--- START DATASET CONTENT ---

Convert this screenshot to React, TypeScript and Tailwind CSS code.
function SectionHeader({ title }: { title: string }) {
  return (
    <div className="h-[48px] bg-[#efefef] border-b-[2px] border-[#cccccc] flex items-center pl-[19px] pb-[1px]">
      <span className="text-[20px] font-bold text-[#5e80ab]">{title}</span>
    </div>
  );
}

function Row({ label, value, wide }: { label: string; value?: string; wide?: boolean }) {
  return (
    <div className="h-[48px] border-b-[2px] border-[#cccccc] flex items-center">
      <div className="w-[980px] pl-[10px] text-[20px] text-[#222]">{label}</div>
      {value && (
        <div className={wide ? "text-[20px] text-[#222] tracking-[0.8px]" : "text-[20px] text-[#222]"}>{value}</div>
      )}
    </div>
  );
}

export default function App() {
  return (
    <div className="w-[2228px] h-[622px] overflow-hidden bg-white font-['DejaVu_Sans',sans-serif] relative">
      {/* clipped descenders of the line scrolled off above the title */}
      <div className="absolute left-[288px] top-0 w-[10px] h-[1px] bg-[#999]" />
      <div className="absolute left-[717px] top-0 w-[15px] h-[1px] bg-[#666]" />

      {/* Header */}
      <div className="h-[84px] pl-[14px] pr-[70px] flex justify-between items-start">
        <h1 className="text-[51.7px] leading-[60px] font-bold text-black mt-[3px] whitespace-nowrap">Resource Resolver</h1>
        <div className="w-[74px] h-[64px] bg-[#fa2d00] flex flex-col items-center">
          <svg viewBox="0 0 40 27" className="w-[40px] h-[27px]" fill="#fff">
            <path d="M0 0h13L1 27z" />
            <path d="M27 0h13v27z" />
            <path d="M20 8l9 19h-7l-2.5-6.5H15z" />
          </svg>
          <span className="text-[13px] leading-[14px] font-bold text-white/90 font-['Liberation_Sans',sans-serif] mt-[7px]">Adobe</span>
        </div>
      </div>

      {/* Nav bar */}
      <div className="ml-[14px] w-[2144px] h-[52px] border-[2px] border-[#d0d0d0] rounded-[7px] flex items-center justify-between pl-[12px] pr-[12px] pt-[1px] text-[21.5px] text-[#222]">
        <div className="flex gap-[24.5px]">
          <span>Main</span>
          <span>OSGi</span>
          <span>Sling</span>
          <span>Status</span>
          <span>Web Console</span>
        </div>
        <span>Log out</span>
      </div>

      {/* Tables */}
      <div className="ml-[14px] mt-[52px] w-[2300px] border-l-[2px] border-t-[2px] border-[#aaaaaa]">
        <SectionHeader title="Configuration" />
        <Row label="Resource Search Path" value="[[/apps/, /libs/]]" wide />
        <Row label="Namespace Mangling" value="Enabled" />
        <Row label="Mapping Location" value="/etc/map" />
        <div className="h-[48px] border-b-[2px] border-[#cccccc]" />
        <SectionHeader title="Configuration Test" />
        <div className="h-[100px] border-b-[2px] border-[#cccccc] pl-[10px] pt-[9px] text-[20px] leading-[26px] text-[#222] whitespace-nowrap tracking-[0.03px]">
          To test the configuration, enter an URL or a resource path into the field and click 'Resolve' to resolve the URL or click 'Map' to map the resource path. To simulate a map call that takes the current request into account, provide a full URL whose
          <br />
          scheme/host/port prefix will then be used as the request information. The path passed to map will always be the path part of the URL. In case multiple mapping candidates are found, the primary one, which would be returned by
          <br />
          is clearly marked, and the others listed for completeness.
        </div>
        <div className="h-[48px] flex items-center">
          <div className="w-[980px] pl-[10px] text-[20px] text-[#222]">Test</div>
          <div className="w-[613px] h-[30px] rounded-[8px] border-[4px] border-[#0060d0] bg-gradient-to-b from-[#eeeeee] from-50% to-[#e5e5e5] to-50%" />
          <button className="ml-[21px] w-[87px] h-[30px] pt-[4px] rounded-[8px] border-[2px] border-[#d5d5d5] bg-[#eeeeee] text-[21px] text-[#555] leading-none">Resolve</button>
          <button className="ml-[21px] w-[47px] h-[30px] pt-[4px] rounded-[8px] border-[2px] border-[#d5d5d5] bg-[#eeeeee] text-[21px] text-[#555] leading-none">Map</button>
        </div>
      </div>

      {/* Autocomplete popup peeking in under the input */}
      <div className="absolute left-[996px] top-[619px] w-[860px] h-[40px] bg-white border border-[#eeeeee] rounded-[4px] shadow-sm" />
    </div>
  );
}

--- END DATASET CONTENT ---

TASK GOAL = Restate the whole listing exactly.

COMPLETE ANSWER =
Convert this screenshot to React, TypeScript and Tailwind CSS code.
function SectionHeader({ title }: { title: string }) {
  return (
    <div className="h-[48px] bg-[#efefef] border-b-[2px] border-[#cccccc] flex items-center pl-[19px] pb-[1px]">
      <span className="text-[20px] font-bold text-[#5e80ab]">{title}</span>
    </div>
  );
}

function Row({ label, value, wide }: { label: string; value?: string; wide?: boolean }) {
  return (
    <div className="h-[48px] border-b-[2px] border-[#cccccc] flex items-center">
      <div className="w-[980px] pl-[10px] text-[20px] text-[#222]">{label}</div>
      {value && (
        <div className={wide ? "text-[20px] text-[#222] tracking-[0.8px]" : "text-[20px] text-[#222]"}>{value}</div>
      )}
    </div>
  );
}

export default function App() {
  return (
    <div className="w-[2228px] h-[622px] overflow-hidden bg-white font-['DejaVu_Sans',sans-serif] relative">
      {/* clipped descenders of the line scrolled off above the title */}
      <div className="absolute left-[288px] top-0 w-[10px] h-[1px] bg-[#999]" />
      <div className="absolute left-[717px] top-0 w-[15px] h-[1px] bg-[#666]" />

      {/* Header */}
      <div className="h-[84px] pl-[14px] pr-[70px] flex justify-between items-start">
        <h1 className="text-[51.7px] leading-[60px] font-bold text-black mt-[3px] whitespace-nowrap">Resource Resolver</h1>
        <div className="w-[74px] h-[64px] bg-[#fa2d00] flex flex-col items-center">
          <svg viewBox="0 0 40 27" className="w-[40px] h-[27px]" fill="#fff">
            <path d="M0 0h13L1 27z" />
            <path d="M27 0h13v27z" />
            <path d="M20 8l9 19h-7l-2.5-6.5H15z" />
          </svg>
          <span className="text-[13px] leading-[14px] font-bold text-white/90 font-['Liberation_Sans',sans-serif] mt-[7px]">Adobe</span>
        </div>
      </div>

      {/* Nav bar */}
      <div className="ml-[14px] w-[2144px] h-[52px] border-[2px] border-[#d0d0d0] rounded-[7px] flex items-center justify-between pl-[12px] pr-[12px] pt-[1px] text-[21.5px] text-[#222]">
        <div className="flex gap-[24.5px]">
          <span>Main</span>
          <span>OSGi</span>
          <span>Sling</span>
          <span>Status</span>
          <span>Web Console</span>
        </div>
        <span>Log out</span>
      </div>

      {/* Tables */}
      <div className="ml-[14px] mt-[52px] w-[2300px] border-l-[2px] border-t-[2px] border-[#aaaaaa]">
        <SectionHeader title="Configuration" />
        <Row label="Resource Search Path" value="[[/apps/, /libs/]]" wide />
        <Row label="Namespace Mangling" value="Enabled" />
        <Row label="Mapping Location" value="/etc/map" />
        <div className="h-[48px] border-b-[2px] border-[#cccccc]" />
        <SectionHeader title="Configuration Test" />
        <div className="h-[100px] border-b-[2px] border-[#cccccc] pl-[10px] pt-[9px] text-[20px] leading-[26px] text-[#222] whitespace-nowrap tracking-[0.03px]">
          To test the configuration, enter an URL or a resource path into the field and click 'Resolve' to resolve the URL or click 'Map' to map the resource path. To simulate a map call that takes the current request into account, provide a full URL whose
          <br />
          scheme/host/port prefix will then be used as the request information. The path passed to map will always be the path part of the URL. In case multiple mapping candidates are found, the primary one, which would be returned by
          <br />
          is clearly marked, and the others listed for completeness.
        </div>
        <div className="h-[48px] flex items-center">
          <div className="w-[980px] pl-[10px] text-[20px] text-[#222]">Test</div>
          <div className="w-[613px] h-[30px] rounded-[8px] border-[4px] border-[#0060d0] bg-gradient-to-b from-[#eeeeee] from-50% to-[#e5e5e5] to-50%" />
          <button className="ml-[21px] w-[87px] h-[30px] pt-[4px] rounded-[8px] border-[2px] border-[#d5d5d5] bg-[#eeeeee] text-[21px] text-[#555] leading-none">Resolve</button>
          <button className="ml-[21px] w-[47px] h-[30px] pt-[4px] rounded-[8px] border-[2px] border-[#d5d5d5] bg-[#eeeeee] text-[21px] text-[#555] leading-none">Map</button>
        </div>
      </div>

      {/* Autocomplete popup peeking in under the input */}
      <div className="absolute left-[996px] top-[619px] w-[860px] h-[40px] bg-white border border-[#eeeeee] rounded-[4px] shadow-sm" />
    </div>
  );
}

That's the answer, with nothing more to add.